# PROBLEM TO WORK ON
Search the data for the string "that" and extract every line where it appears.

# RECORDS FOR THE EXERCISE
========
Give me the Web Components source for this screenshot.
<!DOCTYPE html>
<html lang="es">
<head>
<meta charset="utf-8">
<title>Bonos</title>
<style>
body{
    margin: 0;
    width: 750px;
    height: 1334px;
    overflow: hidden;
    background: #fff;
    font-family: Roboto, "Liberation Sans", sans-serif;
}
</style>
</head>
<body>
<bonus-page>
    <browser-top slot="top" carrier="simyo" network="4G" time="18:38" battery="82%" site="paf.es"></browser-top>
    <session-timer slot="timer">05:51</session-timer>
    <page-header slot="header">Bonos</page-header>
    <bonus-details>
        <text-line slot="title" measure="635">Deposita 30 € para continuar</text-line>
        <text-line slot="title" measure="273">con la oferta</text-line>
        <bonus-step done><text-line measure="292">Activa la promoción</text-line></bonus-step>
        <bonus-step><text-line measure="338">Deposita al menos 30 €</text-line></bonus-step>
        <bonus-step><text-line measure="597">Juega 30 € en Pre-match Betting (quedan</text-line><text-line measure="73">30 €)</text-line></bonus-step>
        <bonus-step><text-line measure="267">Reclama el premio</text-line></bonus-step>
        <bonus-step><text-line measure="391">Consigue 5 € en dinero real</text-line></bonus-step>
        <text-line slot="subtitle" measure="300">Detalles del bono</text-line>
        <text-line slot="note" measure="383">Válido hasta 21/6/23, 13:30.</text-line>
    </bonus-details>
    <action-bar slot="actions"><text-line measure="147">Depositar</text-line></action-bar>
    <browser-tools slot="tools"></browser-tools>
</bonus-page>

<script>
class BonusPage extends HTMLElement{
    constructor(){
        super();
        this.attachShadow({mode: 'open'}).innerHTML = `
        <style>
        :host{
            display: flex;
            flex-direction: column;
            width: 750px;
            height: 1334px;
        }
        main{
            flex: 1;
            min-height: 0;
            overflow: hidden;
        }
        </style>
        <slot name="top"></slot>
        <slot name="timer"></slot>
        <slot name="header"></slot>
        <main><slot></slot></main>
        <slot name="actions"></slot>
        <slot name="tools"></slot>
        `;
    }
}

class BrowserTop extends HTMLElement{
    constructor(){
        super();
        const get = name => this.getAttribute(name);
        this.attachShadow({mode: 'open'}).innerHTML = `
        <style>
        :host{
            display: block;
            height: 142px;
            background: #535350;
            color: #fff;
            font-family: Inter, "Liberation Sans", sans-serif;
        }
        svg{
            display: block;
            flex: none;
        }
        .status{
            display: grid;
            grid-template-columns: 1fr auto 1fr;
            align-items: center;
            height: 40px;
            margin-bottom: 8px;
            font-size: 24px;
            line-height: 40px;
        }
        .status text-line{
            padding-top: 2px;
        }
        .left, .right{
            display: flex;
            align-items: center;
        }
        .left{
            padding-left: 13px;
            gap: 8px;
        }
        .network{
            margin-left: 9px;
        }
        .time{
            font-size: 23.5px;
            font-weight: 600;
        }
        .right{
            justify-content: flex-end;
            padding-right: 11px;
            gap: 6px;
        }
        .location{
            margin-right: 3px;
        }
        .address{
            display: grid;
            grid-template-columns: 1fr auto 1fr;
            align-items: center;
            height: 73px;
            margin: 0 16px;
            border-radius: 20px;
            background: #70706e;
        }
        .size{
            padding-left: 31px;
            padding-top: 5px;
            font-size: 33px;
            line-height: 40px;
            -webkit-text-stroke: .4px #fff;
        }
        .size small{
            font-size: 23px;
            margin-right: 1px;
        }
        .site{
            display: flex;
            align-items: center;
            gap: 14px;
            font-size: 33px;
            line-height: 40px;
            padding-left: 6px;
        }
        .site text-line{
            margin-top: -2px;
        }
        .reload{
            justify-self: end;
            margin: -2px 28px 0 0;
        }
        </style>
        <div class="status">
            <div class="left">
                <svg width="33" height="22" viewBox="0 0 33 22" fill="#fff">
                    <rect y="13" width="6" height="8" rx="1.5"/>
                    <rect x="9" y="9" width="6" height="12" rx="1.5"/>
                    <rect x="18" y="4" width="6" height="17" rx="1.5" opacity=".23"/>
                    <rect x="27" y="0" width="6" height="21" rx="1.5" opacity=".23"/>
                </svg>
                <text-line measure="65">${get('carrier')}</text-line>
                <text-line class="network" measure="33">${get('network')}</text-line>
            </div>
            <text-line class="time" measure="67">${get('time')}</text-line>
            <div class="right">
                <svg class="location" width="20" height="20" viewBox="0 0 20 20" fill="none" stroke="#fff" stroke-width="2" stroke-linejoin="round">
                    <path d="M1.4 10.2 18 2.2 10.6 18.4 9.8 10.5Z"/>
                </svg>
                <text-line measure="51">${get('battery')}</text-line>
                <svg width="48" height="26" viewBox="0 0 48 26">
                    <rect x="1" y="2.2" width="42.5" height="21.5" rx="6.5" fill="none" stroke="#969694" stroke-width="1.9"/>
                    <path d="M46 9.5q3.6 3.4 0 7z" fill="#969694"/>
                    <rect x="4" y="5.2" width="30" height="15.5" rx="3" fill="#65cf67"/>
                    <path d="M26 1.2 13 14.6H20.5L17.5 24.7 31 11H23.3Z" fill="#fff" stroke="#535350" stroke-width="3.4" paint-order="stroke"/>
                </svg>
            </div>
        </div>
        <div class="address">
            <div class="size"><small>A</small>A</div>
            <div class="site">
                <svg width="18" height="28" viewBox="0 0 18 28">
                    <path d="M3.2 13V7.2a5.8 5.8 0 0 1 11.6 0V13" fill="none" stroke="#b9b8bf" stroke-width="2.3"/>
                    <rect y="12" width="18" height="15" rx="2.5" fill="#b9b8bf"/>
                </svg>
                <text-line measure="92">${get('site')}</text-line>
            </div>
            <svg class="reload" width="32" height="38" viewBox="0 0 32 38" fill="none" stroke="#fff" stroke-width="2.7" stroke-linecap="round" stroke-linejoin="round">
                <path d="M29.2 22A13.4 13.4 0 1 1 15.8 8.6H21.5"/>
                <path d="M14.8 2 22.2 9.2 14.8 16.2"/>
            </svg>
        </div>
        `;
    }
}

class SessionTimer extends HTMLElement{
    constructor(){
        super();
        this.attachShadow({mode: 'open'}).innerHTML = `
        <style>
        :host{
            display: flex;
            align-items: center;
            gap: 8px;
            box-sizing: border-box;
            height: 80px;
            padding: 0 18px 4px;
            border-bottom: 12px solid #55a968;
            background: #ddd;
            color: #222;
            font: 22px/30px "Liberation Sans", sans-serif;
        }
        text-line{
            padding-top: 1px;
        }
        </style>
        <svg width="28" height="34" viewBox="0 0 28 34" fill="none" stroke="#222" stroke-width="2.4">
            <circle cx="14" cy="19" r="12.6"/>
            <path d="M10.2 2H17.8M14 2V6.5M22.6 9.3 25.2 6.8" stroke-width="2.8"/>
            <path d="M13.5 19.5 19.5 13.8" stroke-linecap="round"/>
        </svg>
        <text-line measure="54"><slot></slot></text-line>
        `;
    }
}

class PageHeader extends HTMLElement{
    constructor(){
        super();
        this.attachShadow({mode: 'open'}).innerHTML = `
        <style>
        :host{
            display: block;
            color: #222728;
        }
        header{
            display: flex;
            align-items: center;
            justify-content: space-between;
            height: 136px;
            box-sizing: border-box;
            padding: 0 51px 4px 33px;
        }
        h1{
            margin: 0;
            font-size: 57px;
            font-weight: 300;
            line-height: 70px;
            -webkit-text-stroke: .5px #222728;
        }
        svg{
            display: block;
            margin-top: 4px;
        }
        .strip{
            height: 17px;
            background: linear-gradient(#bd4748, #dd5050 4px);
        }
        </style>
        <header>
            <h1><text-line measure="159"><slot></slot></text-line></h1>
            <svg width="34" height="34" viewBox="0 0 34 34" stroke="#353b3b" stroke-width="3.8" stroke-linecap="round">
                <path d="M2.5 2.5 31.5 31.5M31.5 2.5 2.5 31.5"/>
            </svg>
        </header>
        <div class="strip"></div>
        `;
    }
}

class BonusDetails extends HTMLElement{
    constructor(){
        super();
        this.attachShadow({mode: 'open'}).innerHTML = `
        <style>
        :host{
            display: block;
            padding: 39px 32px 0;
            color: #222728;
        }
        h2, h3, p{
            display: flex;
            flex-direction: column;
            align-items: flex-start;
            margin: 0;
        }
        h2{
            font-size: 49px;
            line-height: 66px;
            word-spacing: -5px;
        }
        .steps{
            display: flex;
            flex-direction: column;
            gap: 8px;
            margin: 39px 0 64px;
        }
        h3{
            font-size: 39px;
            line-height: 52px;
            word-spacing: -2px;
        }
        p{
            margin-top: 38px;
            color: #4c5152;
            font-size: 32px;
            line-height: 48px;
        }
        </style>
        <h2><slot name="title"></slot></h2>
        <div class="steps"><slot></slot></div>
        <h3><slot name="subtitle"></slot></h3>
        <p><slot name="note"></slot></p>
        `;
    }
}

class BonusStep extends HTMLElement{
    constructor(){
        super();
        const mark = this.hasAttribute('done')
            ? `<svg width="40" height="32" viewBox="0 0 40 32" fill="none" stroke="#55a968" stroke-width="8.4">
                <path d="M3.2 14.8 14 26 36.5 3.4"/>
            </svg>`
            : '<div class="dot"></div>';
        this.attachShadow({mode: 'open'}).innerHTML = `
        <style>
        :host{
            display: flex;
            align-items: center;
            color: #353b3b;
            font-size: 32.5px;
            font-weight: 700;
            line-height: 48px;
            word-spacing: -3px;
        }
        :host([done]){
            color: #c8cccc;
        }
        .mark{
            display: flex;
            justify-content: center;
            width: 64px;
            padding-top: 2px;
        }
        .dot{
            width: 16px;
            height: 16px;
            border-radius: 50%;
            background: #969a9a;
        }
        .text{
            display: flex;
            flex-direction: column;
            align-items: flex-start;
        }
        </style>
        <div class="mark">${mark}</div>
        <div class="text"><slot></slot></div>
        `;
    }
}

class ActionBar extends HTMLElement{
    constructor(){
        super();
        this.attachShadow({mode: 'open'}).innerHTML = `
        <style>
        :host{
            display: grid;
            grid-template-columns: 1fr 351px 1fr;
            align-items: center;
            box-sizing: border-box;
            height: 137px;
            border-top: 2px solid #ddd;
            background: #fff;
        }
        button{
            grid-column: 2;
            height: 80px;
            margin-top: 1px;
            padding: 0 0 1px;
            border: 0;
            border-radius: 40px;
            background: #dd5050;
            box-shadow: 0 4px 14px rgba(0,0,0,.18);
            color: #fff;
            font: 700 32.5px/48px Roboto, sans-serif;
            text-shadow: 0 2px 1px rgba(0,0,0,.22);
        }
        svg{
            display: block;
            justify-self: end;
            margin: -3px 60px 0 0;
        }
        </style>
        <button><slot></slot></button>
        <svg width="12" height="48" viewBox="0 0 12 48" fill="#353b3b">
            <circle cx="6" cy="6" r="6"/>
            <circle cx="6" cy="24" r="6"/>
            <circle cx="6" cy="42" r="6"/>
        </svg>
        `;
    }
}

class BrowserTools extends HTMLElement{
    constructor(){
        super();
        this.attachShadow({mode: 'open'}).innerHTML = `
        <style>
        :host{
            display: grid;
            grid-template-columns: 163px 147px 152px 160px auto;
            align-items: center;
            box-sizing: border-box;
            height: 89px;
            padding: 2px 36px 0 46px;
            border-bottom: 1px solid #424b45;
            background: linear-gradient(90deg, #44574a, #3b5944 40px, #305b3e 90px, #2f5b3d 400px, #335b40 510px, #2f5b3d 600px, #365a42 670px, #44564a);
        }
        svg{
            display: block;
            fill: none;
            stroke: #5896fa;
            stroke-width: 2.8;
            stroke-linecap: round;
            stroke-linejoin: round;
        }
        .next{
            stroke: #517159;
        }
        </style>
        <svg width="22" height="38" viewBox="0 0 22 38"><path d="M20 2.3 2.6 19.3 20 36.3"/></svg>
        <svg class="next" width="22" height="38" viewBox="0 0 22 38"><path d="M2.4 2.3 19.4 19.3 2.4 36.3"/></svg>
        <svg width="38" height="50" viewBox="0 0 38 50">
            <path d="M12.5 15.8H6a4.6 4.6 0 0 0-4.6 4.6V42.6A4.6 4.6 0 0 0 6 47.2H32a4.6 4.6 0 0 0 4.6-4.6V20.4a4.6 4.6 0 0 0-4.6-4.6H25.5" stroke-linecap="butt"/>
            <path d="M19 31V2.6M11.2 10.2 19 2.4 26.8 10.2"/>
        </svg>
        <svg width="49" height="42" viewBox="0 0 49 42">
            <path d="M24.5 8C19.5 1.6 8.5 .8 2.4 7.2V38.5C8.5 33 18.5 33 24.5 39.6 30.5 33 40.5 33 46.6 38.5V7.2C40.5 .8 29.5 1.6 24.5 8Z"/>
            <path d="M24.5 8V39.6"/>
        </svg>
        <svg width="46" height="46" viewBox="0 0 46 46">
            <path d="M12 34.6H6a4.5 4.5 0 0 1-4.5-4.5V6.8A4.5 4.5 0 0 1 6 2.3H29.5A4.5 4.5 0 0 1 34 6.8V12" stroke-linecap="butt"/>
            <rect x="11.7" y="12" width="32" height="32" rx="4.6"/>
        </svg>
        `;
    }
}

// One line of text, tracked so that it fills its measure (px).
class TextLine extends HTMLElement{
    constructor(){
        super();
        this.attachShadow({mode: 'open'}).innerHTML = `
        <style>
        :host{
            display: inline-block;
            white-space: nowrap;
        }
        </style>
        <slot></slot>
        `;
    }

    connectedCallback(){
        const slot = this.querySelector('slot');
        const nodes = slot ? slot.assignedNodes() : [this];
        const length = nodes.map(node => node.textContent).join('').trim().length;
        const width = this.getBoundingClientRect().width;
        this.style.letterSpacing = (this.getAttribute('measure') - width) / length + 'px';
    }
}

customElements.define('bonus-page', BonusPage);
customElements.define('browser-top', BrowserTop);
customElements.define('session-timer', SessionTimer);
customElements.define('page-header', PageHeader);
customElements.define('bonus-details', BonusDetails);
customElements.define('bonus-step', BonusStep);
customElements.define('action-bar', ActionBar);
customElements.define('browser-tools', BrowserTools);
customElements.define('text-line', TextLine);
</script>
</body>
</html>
========
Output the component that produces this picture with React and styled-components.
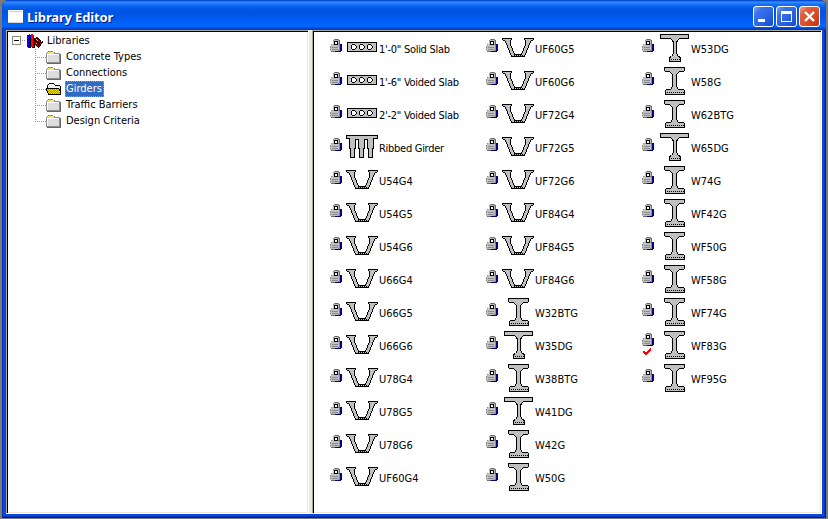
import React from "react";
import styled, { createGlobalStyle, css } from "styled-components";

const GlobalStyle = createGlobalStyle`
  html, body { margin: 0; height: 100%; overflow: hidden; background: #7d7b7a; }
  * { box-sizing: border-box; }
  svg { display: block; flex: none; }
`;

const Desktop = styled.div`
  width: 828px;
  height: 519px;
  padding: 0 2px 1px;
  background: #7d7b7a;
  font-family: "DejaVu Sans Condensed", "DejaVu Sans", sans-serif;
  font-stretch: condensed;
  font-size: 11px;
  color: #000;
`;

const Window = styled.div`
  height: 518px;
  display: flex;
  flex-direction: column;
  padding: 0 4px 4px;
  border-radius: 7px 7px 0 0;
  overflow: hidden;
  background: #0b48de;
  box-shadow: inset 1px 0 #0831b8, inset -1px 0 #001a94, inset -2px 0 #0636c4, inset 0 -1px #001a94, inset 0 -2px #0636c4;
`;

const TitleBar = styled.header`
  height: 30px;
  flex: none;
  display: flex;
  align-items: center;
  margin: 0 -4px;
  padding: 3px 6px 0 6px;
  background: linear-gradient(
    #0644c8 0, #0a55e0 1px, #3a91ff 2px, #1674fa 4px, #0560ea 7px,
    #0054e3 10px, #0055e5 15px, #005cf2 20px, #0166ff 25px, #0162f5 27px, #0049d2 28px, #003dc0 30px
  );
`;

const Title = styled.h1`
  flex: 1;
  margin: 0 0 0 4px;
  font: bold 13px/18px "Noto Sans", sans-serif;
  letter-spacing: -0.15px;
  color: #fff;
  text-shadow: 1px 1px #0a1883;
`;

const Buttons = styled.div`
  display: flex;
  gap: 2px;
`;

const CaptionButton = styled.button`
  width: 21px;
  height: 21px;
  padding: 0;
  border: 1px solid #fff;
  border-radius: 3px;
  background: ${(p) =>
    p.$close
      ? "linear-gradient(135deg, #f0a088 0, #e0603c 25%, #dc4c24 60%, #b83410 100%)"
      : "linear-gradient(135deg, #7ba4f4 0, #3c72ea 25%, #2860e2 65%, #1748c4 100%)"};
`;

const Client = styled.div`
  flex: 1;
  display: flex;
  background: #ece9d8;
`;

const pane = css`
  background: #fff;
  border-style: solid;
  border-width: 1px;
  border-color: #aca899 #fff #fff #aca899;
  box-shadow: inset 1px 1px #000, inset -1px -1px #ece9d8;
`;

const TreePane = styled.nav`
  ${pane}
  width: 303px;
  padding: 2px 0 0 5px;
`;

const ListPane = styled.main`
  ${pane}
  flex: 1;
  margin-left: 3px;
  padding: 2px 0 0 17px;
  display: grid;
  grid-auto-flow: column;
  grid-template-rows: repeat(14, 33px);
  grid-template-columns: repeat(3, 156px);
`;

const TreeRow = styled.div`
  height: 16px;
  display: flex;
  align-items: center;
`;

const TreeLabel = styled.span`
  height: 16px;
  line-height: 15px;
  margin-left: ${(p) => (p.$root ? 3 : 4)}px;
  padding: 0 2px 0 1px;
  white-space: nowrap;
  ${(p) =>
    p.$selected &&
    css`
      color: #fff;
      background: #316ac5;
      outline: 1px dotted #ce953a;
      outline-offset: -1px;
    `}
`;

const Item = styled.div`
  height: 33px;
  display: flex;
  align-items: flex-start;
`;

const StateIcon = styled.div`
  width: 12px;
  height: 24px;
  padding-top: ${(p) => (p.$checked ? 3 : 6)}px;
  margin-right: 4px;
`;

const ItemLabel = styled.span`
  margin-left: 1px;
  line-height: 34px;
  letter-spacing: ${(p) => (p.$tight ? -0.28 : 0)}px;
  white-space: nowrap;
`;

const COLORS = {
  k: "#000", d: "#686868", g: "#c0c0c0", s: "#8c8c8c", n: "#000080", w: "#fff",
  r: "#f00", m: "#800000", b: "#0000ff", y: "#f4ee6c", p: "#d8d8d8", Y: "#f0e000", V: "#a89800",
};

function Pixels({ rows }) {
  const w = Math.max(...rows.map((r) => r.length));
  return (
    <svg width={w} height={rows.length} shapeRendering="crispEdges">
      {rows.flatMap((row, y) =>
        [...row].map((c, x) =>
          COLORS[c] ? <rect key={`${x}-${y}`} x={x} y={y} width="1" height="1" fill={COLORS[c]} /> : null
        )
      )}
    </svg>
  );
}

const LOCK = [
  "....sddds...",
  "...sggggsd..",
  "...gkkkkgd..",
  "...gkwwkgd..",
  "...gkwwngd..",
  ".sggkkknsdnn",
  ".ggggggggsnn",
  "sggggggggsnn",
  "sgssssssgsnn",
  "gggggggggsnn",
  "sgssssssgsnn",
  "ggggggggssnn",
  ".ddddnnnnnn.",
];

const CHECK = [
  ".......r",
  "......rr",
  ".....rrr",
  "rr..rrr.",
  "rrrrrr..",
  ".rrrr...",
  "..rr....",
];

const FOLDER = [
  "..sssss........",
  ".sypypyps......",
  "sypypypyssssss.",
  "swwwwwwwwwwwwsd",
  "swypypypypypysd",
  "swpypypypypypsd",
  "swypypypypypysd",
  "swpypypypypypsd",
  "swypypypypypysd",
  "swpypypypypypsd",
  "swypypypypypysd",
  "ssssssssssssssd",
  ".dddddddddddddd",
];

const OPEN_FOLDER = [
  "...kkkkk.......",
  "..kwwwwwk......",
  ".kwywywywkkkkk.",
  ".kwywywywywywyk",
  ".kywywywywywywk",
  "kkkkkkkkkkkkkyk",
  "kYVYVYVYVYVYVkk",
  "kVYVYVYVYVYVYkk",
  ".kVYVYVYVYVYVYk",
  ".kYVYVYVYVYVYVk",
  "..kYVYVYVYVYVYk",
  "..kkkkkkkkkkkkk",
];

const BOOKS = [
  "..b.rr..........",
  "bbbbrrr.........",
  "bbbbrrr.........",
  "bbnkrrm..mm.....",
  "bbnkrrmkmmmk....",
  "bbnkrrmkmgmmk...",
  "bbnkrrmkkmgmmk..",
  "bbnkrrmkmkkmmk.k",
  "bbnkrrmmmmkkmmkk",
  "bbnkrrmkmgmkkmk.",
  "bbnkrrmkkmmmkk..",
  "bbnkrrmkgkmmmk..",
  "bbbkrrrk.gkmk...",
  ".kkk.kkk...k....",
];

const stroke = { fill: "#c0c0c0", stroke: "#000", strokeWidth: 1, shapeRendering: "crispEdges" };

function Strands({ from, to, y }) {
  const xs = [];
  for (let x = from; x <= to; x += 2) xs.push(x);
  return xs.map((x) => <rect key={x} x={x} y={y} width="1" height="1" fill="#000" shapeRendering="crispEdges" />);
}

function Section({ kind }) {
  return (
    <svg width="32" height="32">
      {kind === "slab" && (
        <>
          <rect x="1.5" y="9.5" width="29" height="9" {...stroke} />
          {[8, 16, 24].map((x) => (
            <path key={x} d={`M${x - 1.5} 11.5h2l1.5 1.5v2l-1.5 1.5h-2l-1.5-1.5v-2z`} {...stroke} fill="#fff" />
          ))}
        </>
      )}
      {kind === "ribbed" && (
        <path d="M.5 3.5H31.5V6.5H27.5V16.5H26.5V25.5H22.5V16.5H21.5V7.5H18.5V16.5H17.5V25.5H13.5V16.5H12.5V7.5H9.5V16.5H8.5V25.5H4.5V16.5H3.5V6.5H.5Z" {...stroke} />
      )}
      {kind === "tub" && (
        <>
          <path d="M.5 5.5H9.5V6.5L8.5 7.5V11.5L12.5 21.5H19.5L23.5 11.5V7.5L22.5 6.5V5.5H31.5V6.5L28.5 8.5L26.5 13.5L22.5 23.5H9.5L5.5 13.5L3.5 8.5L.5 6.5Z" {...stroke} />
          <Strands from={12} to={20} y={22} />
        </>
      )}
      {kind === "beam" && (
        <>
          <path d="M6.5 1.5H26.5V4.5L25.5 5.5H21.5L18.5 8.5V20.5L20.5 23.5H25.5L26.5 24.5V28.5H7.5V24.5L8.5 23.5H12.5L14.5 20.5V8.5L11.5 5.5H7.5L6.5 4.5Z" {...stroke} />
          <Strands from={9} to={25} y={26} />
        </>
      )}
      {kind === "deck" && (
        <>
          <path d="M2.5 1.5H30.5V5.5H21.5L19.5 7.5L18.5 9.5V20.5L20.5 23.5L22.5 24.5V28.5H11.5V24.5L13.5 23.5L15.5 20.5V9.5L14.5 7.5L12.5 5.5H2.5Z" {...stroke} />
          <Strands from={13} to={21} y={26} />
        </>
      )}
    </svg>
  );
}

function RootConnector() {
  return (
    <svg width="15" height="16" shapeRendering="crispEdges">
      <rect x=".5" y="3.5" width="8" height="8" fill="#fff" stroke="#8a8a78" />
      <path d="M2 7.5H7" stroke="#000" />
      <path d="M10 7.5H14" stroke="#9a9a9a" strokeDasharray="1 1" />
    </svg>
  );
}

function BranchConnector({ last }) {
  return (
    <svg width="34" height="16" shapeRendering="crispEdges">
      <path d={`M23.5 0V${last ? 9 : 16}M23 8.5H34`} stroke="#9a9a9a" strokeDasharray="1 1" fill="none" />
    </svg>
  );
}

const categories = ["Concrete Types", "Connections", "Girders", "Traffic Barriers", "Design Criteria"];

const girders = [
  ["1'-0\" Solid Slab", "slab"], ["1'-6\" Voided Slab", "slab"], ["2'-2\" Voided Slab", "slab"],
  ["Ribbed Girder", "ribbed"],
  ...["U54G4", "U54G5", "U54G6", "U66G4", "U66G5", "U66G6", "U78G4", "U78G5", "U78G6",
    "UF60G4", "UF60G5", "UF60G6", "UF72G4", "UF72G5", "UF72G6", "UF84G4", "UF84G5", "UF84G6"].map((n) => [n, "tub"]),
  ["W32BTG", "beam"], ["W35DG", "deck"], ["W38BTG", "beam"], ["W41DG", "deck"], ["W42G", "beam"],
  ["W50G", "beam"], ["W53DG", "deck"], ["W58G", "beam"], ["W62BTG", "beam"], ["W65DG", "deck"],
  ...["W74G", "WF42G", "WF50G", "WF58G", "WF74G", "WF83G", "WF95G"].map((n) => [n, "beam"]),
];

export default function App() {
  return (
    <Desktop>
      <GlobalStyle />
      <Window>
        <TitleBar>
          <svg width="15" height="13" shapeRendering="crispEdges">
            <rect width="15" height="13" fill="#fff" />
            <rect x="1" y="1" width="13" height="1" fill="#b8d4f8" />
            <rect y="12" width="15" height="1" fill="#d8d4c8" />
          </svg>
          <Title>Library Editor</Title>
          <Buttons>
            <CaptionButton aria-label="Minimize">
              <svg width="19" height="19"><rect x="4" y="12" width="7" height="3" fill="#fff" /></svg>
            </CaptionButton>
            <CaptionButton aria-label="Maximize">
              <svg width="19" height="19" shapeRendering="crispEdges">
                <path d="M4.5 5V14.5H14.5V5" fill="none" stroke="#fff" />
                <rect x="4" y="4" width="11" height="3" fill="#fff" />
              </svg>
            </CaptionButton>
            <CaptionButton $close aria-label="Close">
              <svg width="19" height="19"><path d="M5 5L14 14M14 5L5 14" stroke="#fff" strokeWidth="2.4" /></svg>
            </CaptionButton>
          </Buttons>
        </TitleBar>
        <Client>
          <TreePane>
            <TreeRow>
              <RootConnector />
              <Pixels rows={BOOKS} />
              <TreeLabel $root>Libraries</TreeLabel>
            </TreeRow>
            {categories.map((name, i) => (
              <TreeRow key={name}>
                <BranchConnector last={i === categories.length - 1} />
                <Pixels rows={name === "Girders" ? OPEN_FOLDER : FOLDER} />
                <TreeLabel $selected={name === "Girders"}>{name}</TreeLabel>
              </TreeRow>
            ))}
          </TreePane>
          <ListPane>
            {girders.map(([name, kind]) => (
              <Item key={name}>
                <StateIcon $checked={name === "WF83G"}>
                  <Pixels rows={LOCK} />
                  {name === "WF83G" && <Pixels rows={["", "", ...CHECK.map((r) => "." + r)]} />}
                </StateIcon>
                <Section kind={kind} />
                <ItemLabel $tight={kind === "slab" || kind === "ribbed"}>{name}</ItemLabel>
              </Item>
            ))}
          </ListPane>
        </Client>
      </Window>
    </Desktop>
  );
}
========
# EXERCISE SOLUTION
// One line of text, tracked so that it fills its measure (px).
Output the component that produces this picture with React and styled-components.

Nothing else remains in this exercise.